The "Investing in People: Revisiting Fiscal Options to Finance Human Development in the MENA Region" report is part of the flagship publication “Embracing and Shaping Change: Human Development for a Middle East and North Africa in Transition”. This report’s focus on fiscal matters complements ongoing work on megatrends involving labor markets, skills, demographics and climate (KP-1) and institutional matters (KP-2).
Key Messages
The report underscores the importance of investing in people as central to sustainable growth and resilience in the face of demographic, technological, and climate disruptions:
1. Human Capital Is Both an Asset and a Vulnerability
Human capital remains the region’s greatest asset but current investment levels are insufficient to keep pace with changing needs in education, health, and social protection.
Significant gaps exist in basic skills for children (e.g., literacy/numeracy), and access to early childhood services remains low.
2. Megatrends Are Pressuring Human Development Systems
The region faces three major structural pressures:
Demographic change: aging populations will strain pensions and long-term care financing.
Climate change: extreme heat and water scarcity threaten health, learning, and food security.
Technological shifts: limited digital readiness could hinder productivity gains, even as platform work grows.
3. Financing Gaps Must Be Addressed Through Comprehensive Fiscal Reforms
To create fiscal space for human development, the report calls for:
Equitable domestic resource mobilization (e.g., broader tax bases and progressive revenue instruments).
Better allocation of public expenditure — prioritizing high-impact sectors like health, education, and social protection.
Leveraging non-traditional financing sources, including blended finance, private partnerships, and innovative instruments.

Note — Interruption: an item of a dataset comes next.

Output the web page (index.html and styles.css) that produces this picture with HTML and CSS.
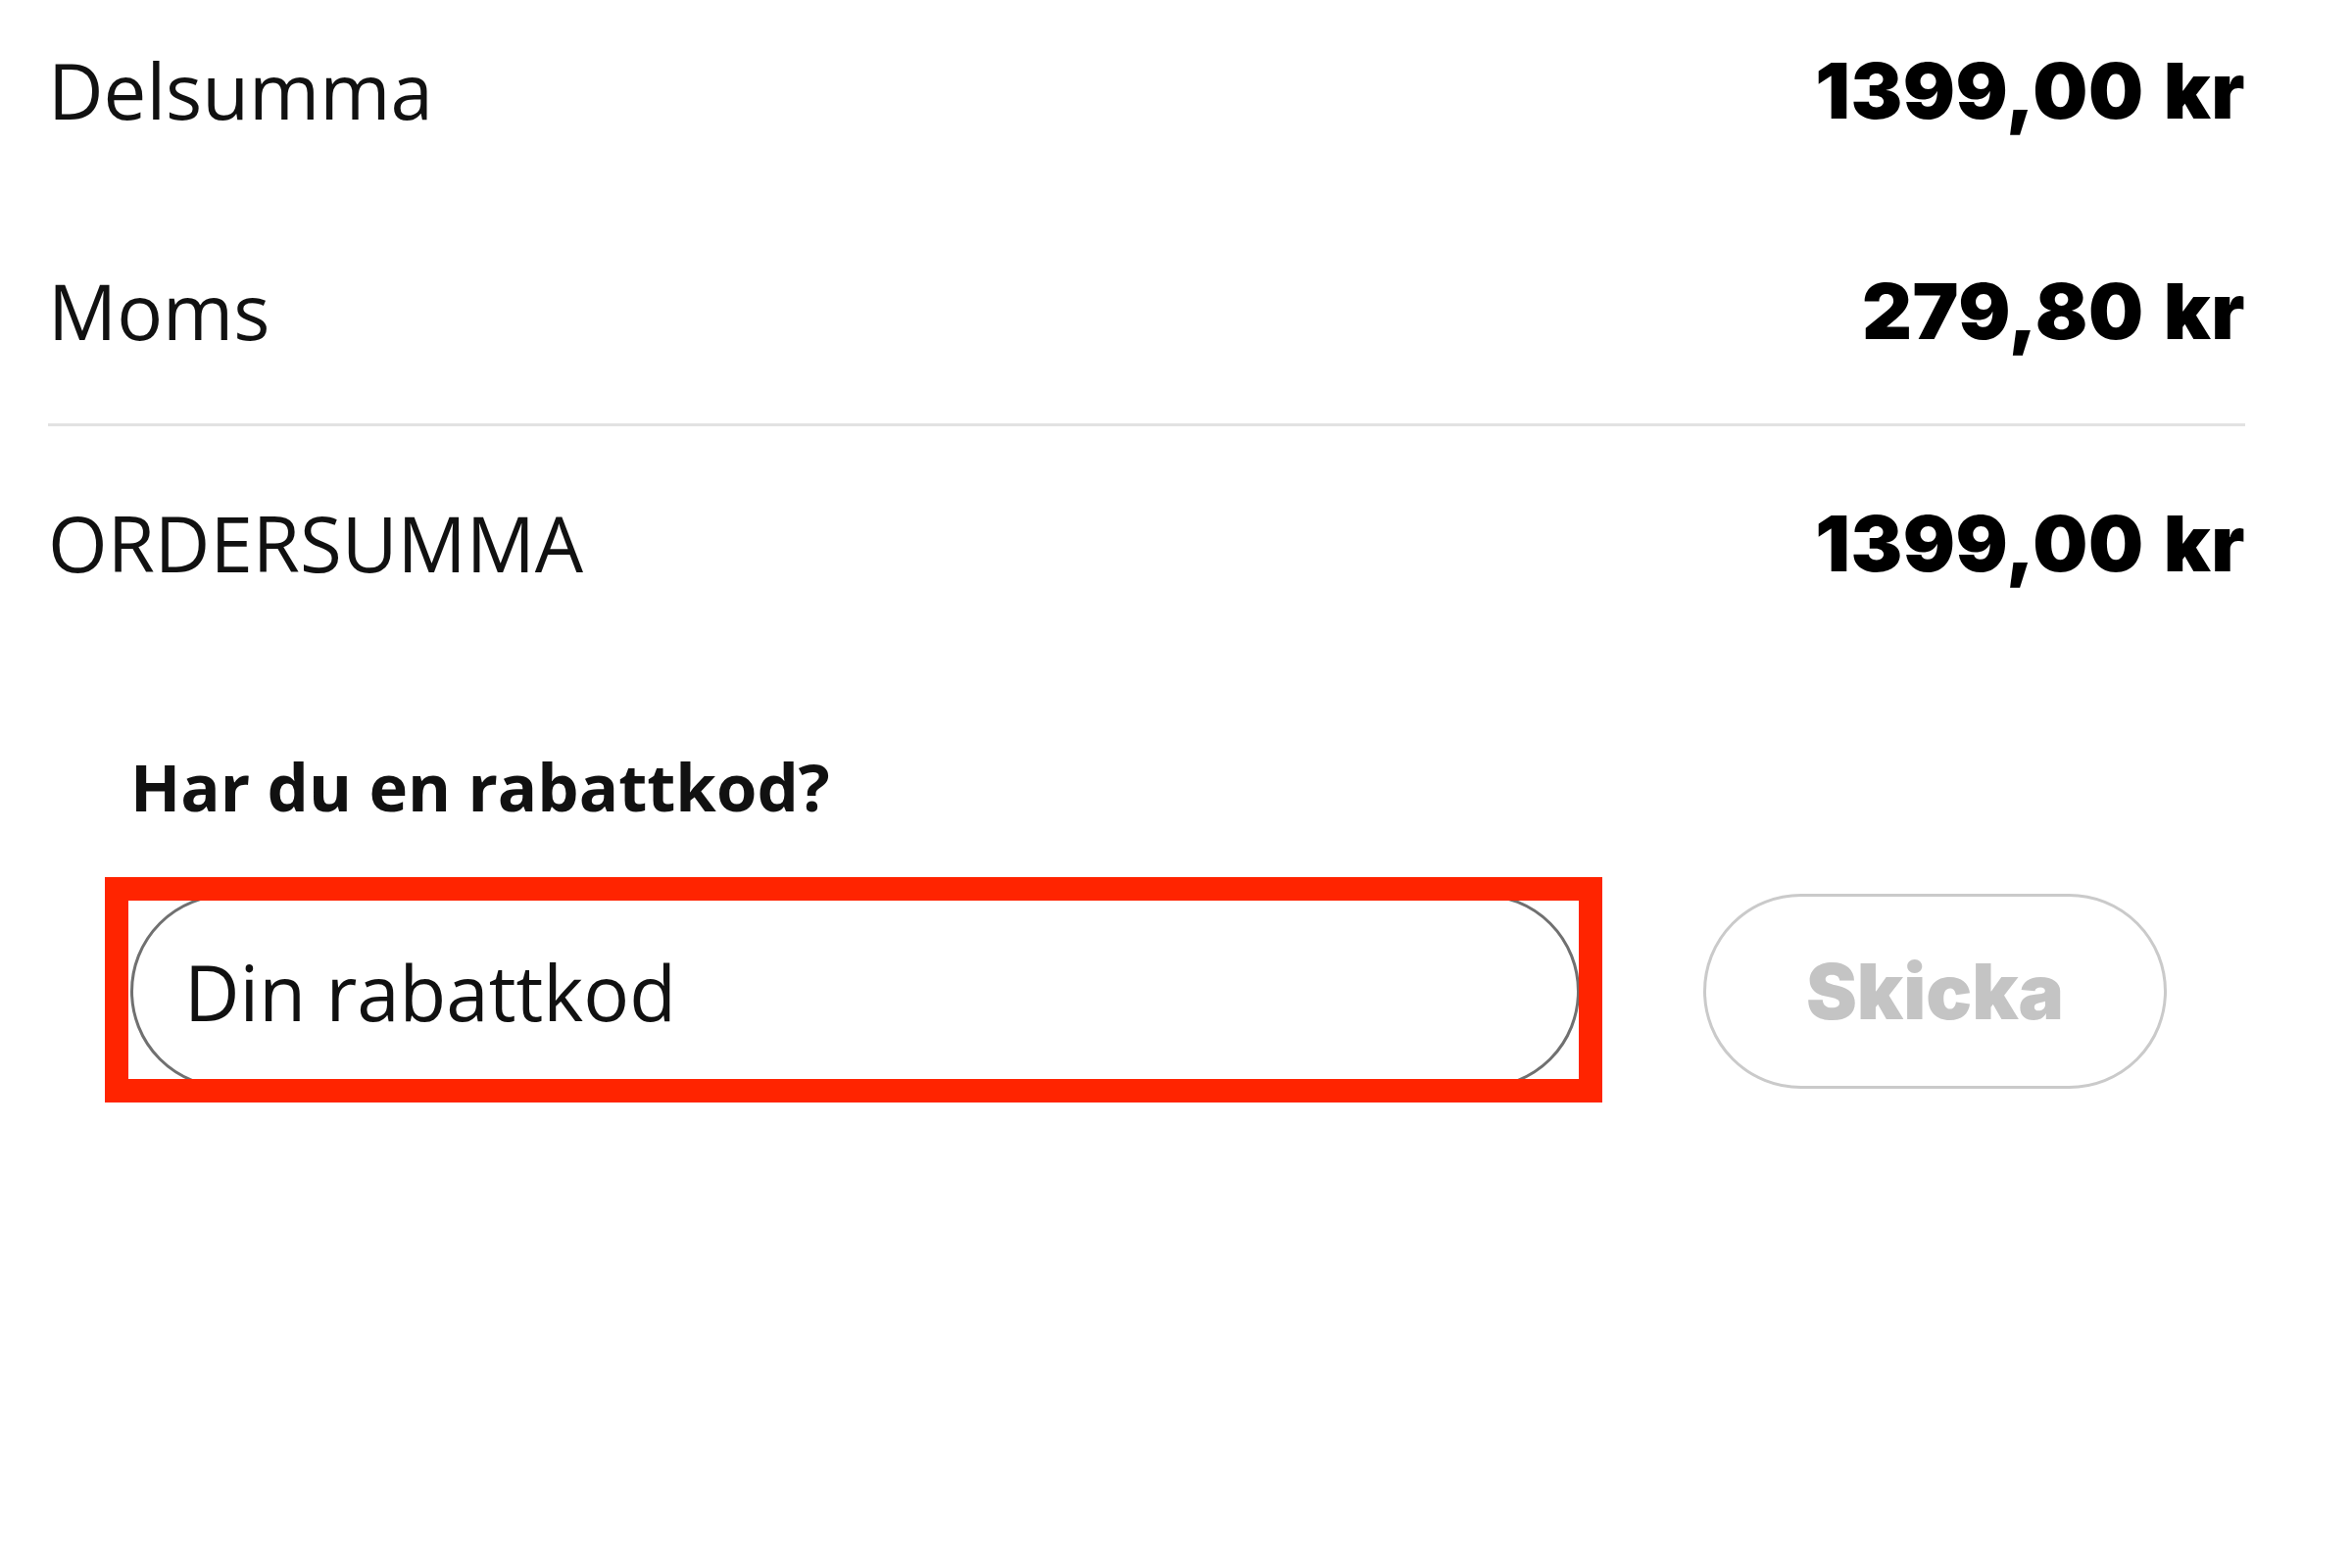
FILE: index.html
```html
<!DOCTYPE html>
<html lang="sv">
<head>
    <meta charset="UTF-8">
    <meta name="viewport" content="width=device-width, initial-scale=1.0">
    <title>Varukorg</title>
    <link rel="stylesheet" href="styles.css">
</head>
<body>
    <main class="summary">
        <div class="row">
            <span class="label">Delsumma</span>
            <span class="amount">1399,00 kr</span>
        </div>
        <div class="row row-moms">
            <span class="label">Moms</span>
            <span class="amount">279,80 kr</span>
        </div>

        <hr class="divider">

        <div class="row row-total">
            <span class="label">ORDERSUMMA</span>
            <span class="amount">1399,00 kr</span>
        </div>

        <!-- Rabattkod -->
        <section class="discount">
            <h2 class="discount-title">Har du en rabattkod?</h2>
            <form class="discount-form">
                <div class="code-field">
                    <input type="text" class="code-input" placeholder="Din rabattkod">
                </div>
                <button type="submit" class="code-button" disabled>Skicka</button>
            </form>
        </section>
    </main>
</body>
</html>
```

FILE: styles.css
```css
body {
    margin: 0;
    background-color: #fff;
    color: #111;
    font-family: "Open Sans", "Noto Sans", sans-serif;
}

.summary {
    width: 2242px;
    margin-left: 49px;
    padding-bottom: 300px;
}

.row {
    display: flex;
    justify-content: space-between;
    align-items: center;
    height: 184px;
}

.row-moms {
    margin-top: 41px;
}

.row-total {
    margin-top: 27px;
}

.label {
    font-size: 78px;
    line-height: 100px;
    font-weight: 400;
    color: #111;
}

.amount {
    font-family: "Inter", "Lato", sans-serif;
    font-size: 79px;
    line-height: 100px;
    font-weight: 900;
    letter-spacing: 0.5px;
    word-spacing: 4px;
    color: #000;
}

.divider {
    margin: 23px 0 0 0;
    border: 0;
    height: 3px;
    background-color: #e2e2e2;
}

.discount {
    margin-top: 116px;
    padding: 0 80px 0 84px;
}

.discount-title {
    margin: 0;
    font-size: 67px;
    line-height: 80px;
    font-weight: 700;
    color: #111;
}

.discount-form {
    display: flex;
    align-items: center;
    gap: 126px;
    margin-top: 70px;
}

.code-field {
    position: relative;
    flex: 1;
}

/* markering runt fältet */
.code-field::after {
    content: "";
    position: absolute;
    top: -17px;
    bottom: -14px;
    left: -26px;
    right: -23px;
    border: 24px solid #ff2400;
    pointer-events: none;
}

.code-input {
    display: block;
    box-sizing: border-box;
    width: 100%;
    height: 199px;
    padding: 0 0 0 52px;
    border: 3px solid #707070;
    border-radius: 100px;
    background: #fff;
    font-family: "Open Sans", "Noto Sans", sans-serif;
    font-size: 78px;
    color: #111;
    outline: none;
}

.code-input::placeholder {
    color: #111;
    opacity: 1;
}

.code-button {
    box-sizing: border-box;
    width: 473px;
    height: 199px;
    border: 3px solid #cacaca;
    border-radius: 100px;
    background: #fff;
    font-family: "Inter", "Lato", sans-serif;
    font-size: 78px;
    font-weight: 900;
    color: #c4c4c4;
}
```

4. Institutional Reform Is Fundamental
Stronger institutions and governance are necessary to convert investments into real outcomes, improve accountability, and boost service effectiveness.
The report stresses data use, digitalization, and performance management to maximize returns on human development spending.
5. A Future-Oriented Policy Agenda
The analysis sets out a three-pronged agenda for transforming human development outcomes in MENA:
Future-fit policy frameworks that anticipate demographic, climate, and technology shocks.
Strengthened human capital foundations by expanding service reach and quality.
Sustainable fiscal strategies to sustain investments and avoid stagnation.